December 09, 2022
The Lenfest Institute for Journalism is looking to pay Philadelphians for their perspective on next year's mayoral race.
If you check your mailbox, you may find an envelope addressed to "Philadelphia Resident" with a single dollar bill and a quarter attached to the enclosed letter.
That is no mistake, and yes, the money is real. So what's the catch?
The Lenfest Institute started the Every Voice, Every Vote project with a goal of understanding how people in Philly exercise their civic duties and what issues they prioritize when assessing candidates.
One of the initiatives in this project includes a survey to college information from voters. The letter, delivered to residents, describes the survey and provides a link where it can be completed only. The person who completes it should be at least 18, and the survey asks what the respondent feels are the most important issues that need to be addressed in the city.
Completing the questionnaire nets participants an additional $10 gift card code redeemable at Target, Starbucks, Walmart or Amazon.
"Based on our conversations with our research partners ... there has been research that shows incentives do increase participation," Shawn Mooring, program director at the Lenfest Institute, said in an email on Friday. "Also, we believe that everyone’s time is valuable, and we agree, in principle, with offering a token of support to acknowledge our appreciation for their participation."
The survey, which takes about 15 minutes to complete, asks citizens about the direction the city is going on, as well as the importance of education, affordable housing and providing support services for people who are homeless. It asks about the effectiveness and quality of city services such as street maintenance, trash pickup and public transit, and it goes into detail about crime in the city, asking questions about the root issues, the effectiveness of law enforcement, the relative safety of communities and the best ways to address gun violence, carjacking and theft in the city.
"The Every Voice, Every Vote survey will help us understand how community groups and media organizations can engage Philadelphia's diverse communities and neighborhoods in the electoral process," Mooring wrote in the survey letter.
The Lenfest Institute has pledged $1.5 million to its Every Voice, Every Vote project, which includes a voter engagement coalition.
As the race for the 100th mayor of Philadelphia continues, the coalition aims to listen to the voices of Philadelphians while also informing them about the candidates.
The Inquirer, which the Lenfest Institute owns, reported that a combination of more than 50 community organizations and local media outlets are joining together for this project.
"The genesis of 'Every Voice, Every Vote' is the belief that the 2023 election is one of the most consequential in Philadelphia history," Jim Friedlich, CEO of the Lenfest Institute for Journalism, told the Inquirer. "The city is at a crossroad, badly in need of new vision and new leadership.

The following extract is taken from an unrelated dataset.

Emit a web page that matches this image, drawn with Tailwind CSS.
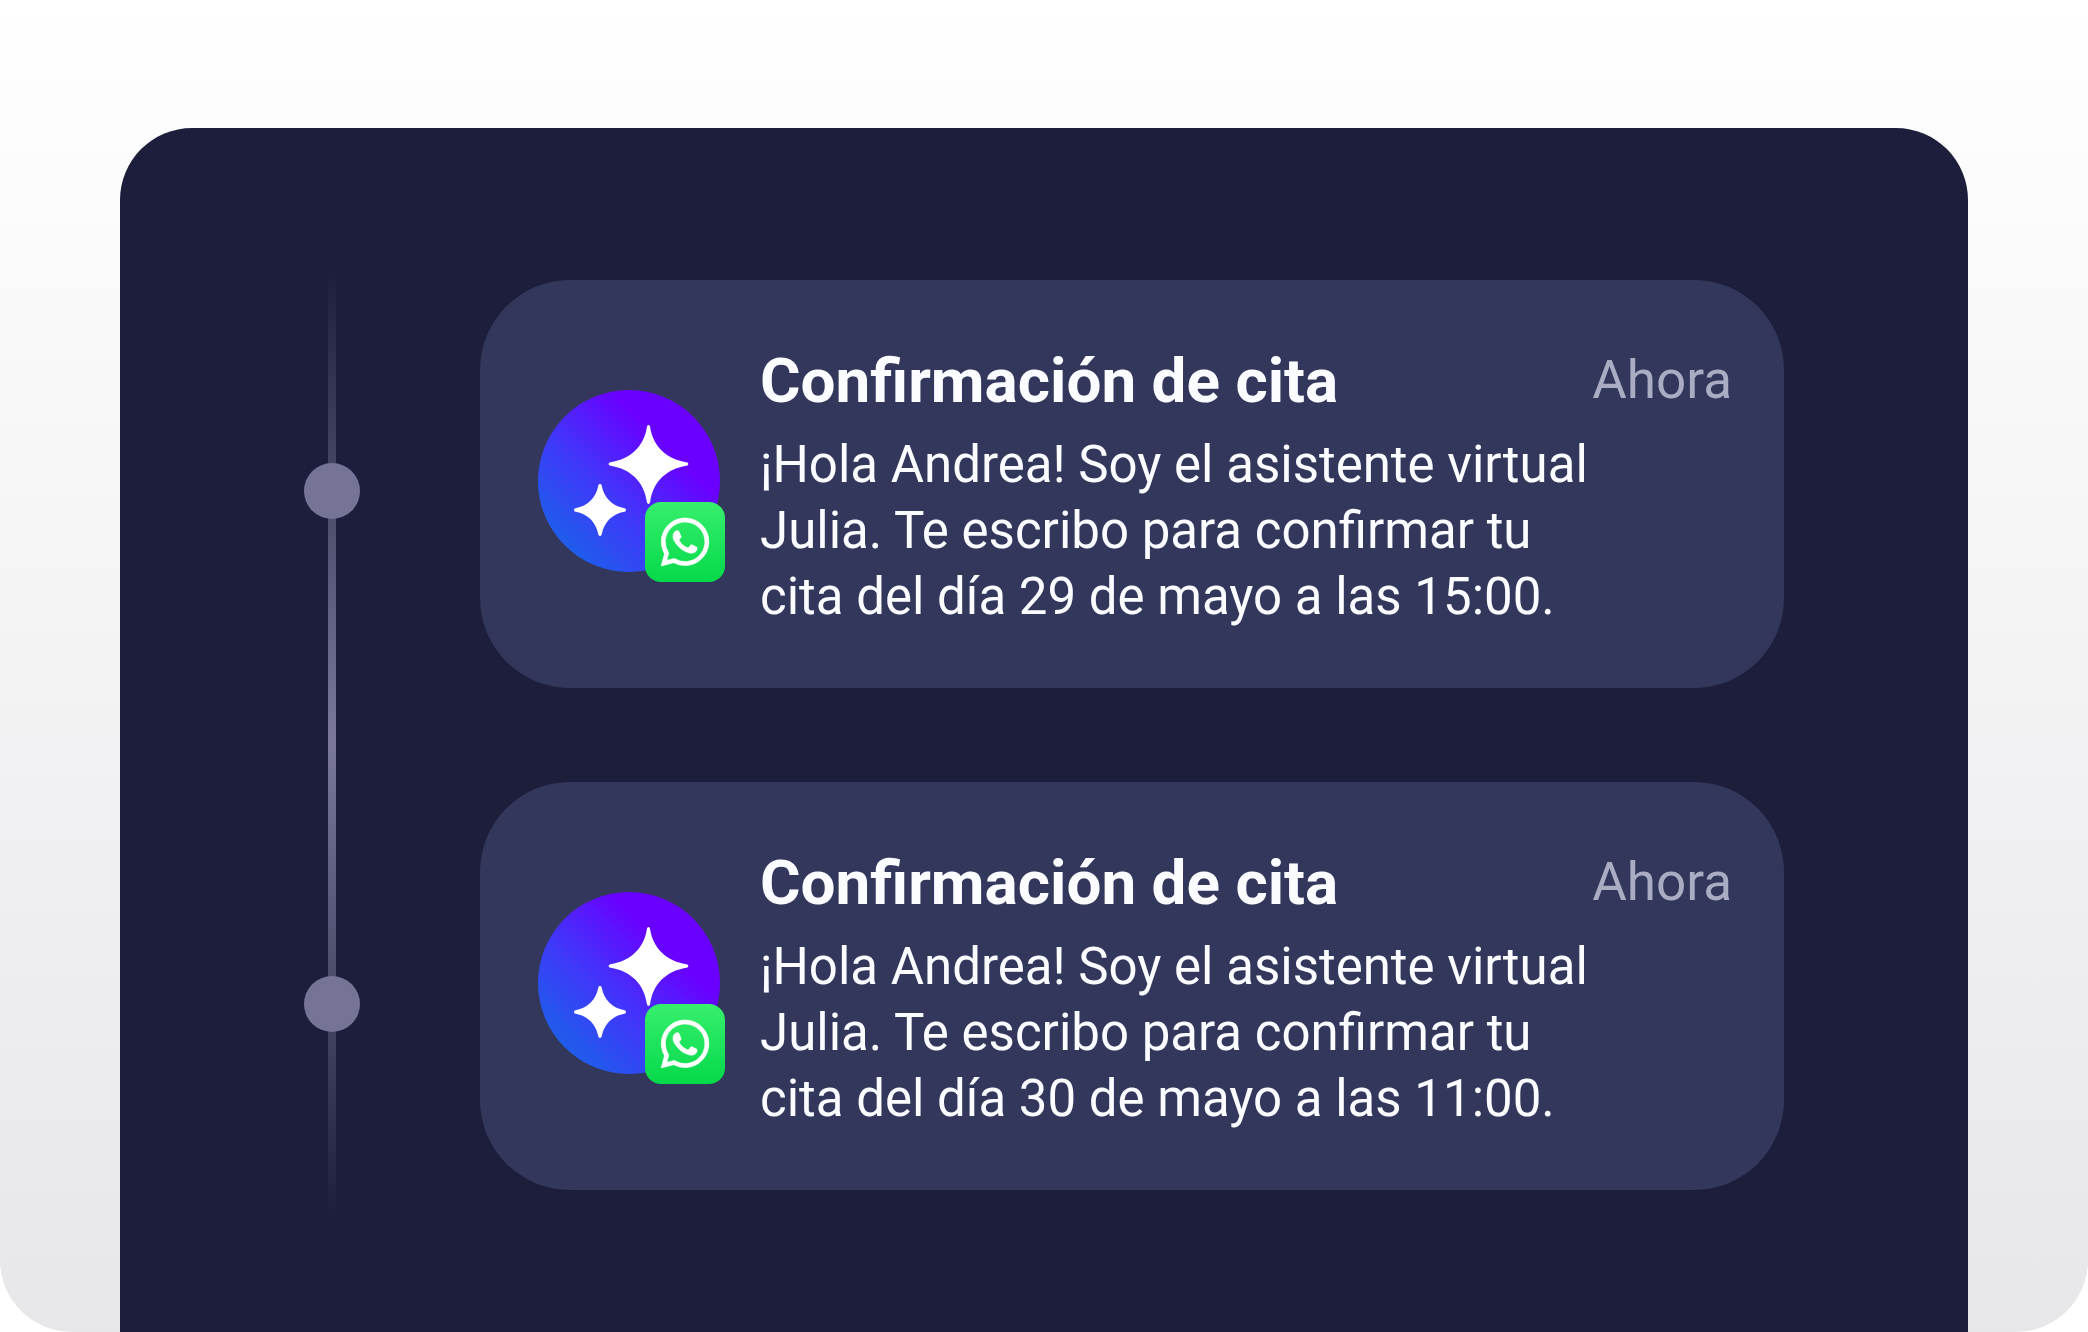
<!DOCTYPE html>
<html lang="es">
  <head>
    <meta charset="UTF-8" />
    <meta name="viewport" content="width=device-width, initial-scale=1.0" />
    <title>Confirmación de cita</title>
    <script src="https://cdn.jsdelivr.net/npm/@tailwindcss/browser@4"></script>
  </head>
  <body class="bg-white font-['Roboto',sans-serif]">
    <!-- shared icons -->
    <svg class="absolute w-0 h-0" aria-hidden="true">
      <defs>
        <linearGradient id="avatarFill" x1="0.1" y1="0.85" x2="0.68" y2="0.27">
          <stop offset="0" stop-color="#1c60ea" />
          <stop offset="0.5" stop-color="#4136fa" />
          <stop offset="1" stop-color="#6a00ff" />
        </linearGradient>
        <linearGradient id="badgeFill" x1="0" y1="0" x2="0" y2="1">
          <stop offset="0" stop-color="#37ef6c" />
          <stop offset="1" stop-color="#05d94a" />
        </linearGradient>
        <symbol id="avatar" viewBox="0 0 182 182">
          <circle cx="91" cy="91" r="91" fill="url(#avatarFill)" />
          <path
            fill="#fff"
            d="M110.500 35C111.500 35 112 36 112.200 37.500C115 56 128 69 148.500 72.300C151 72.700 151 75.300 148.500 75.700C128 79 115 92 112.200 111.500C111.800 114.800 109.200 114.800 108.800 111.500C106 92 93 79 72.500 75.700C70 75.300 70 72.700 72.500 72.300C93 69 106 56 108.800 37.500C109 36 109.500 35 110.500 35Z"
          />
          <path
            fill="#fff"
            d="M62 94C63 94 63.600 94.600 63.800 96C66 107.500 74 116 86.500 118.200C88.500 118.600 88.500 121.400 86.500 121.800C74 124 66 132.500 63.800 144C63.400 146.500 60.600 146.500 60.200 144C58 132.500 50 124 37.500 121.800C35.500 121.400 35.500 118.600 37.500 118.200C50 116 58 107.500 60.200 96C60.400 94.600 61 94 62 94Z"
          />
        </symbol>
        <symbol id="whatsapp" viewBox="0 0 80 80">
          <rect width="80" height="80" rx="16" fill="url(#badgeFill)" />
          <g transform="translate(16 16) scale(2)">
            <path
              fill="#fff"
              stroke="#fff"
              stroke-width="0.3"
              d="M17.472 14.382c-.297-.149-1.758-.867-2.030-.967-.273-.099-.471-.148-.670.150-.197.297-.767.966-.940 1.164-.173.199-.347.223-.644.075-.297-.150-1.255-.463-2.390-1.475-.883-.788-1.480-1.761-1.653-2.059-.173-.297-.018-.458.130-.606.134-.133.298-.347.446-.520.149-.174.198-.298.298-.497.099-.198.050-.371-.025-.520-.075-.149-.669-1.612-.916-2.207-.242-.579-.487-.500-.669-.510-.173-.008-.371-.010-.570-.010-.198 0-.520.074-.792.372-.272.297-1.040 1.016-1.040 2.479 0 1.462 1.065 2.875 1.213 3.074.149.198 2.096 3.200 5.077 4.487.709.306 1.262.489 1.694.625.712.227 1.360.195 1.871.118.571-.085 1.758-.719 2.006-1.413.248-.694.248-1.289.173-1.413-.074-.124-.272-.198-.570-.347m-5.421 7.403h-.004a9.870 9.870 0 01-5.031-1.378l-.361-.214-3.741.982.998-3.648-.235-.374a9.860 9.860 0 01-1.510-5.260c.001-5.450 4.436-9.884 9.888-9.884 2.640 0 5.122 1.030 6.988 2.898a9.825 9.825 0 012.893 6.994c-.003 5.450-4.437 9.884-9.885 9.884m8.413-18.297A11.815 11.815 0 0012.050 0C5.495 0 .160 5.335.157 11.892c0 2.096.547 4.142 1.588 5.945L.057 24l6.305-1.654a11.882 11.882 0 005.683 1.448h.005c6.554 0 11.890-5.335 11.893-11.893a11.821 11.821 0 00-3.480-8.413z"
            />
          </g>
        </symbol>
      </defs>
    </svg>

    <main class="min-h-screen flex flex-col px-30 pt-32 rounded-b-[72px] bg-linear-to-b from-white to-[#e7e7ea]">
      <section class="flex-1 flex items-start rounded-t-[72px] bg-[#1d1e3c] pt-[140px] px-46 pb-20">
        <!-- timeline -->
        <div class="relative self-start w-14 shrink-0 flex flex-col items-center gap-[457px] pt-[195px] pb-46">
          <div class="absolute inset-y-0 left-6 w-2 bg-linear-to-b from-transparent via-[#7a799a] to-transparent"></div>
          <span class="relative size-14 rounded-full bg-[#757497]"></span>
          <span class="relative size-14 rounded-full bg-[#757497]"></span>
        </div>

        <div class="flex-1 flex flex-col gap-[94px] ml-30 pt-3">
          <article class="flex items-start gap-10 rounded-[90px] bg-[#33375b] pt-[66px] pb-[58px] pl-[58px] pr-[52px]">
            <div class="relative shrink-0 mt-11">
              <svg class="size-[182px]" aria-hidden="true"><use href="#avatar" /></svg>
              <svg class="absolute left-[107px] top-28 size-20" role="img" aria-label="WhatsApp"><use href="#whatsapp" /></svg>
            </div>
            <div class="flex-1 text-[#fafcff]">
              <div class="flex justify-between">
                <h2 class="text-[62px] leading-[70px] font-bold">Confirmación de cita</h2>
                <time class="text-[53px] leading-[68px] text-[#a9acc2]">Ahora</time>
              </div>
              <p class="mt-4 text-[51px] leading-[66px]">
                ¡Hola Andrea! Soy el asistente virtual<br />
                Julia. Te escribo para confirmar tu<br />
                cita del día 29 de mayo a las 15:00.
              </p>
            </div>
          </article>

          <article class="flex items-start gap-10 rounded-[90px] bg-[#33375b] pt-[66px] pb-[58px] pl-[58px] pr-[52px]">
            <div class="relative shrink-0 mt-11">
              <svg class="size-[182px]" aria-hidden="true"><use href="#avatar" /></svg>
              <svg class="absolute left-[107px] top-28 size-20" role="img" aria-label="WhatsApp"><use href="#whatsapp" /></svg>
            </div>
            <div class="flex-1 text-[#fafcff]">
              <div class="flex justify-between">
                <h2 class="text-[62px] leading-[70px] font-bold">Confirmación de cita</h2>
                <time class="text-[53px] leading-[68px] text-[#a9acc2]">Ahora</time>
              </div>
              <p class="mt-4 text-[51px] leading-[66px]">
                ¡Hola Andrea! Soy el asistente virtual<br />
                Julia. Te escribo para confirmar tu<br />
                cita del día 30 de mayo a las 11:00.
              </p>
            </div>
          </article>
        </div>
      </section>
    </main>
  </body>
</html>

Philadelphia both needs and deserves the most comprehensive and inclusive local elections coverage in our history."
Lenfest provided grants to community organizations and media that will be used to complete voter guides, polling, listening sessions and debates. There are also plans to hold events that target specific groups such as Black, Asian and women voters. The Lenfest Institute also will hold events targeting voters who have gotten out of prison, young and first-time voters and the LGBTQ community.
"Our work is focused on catalyzing the citizens of Philadelphia, from every neighborhood and community, to lift their voices and determine their own future," Mooring added.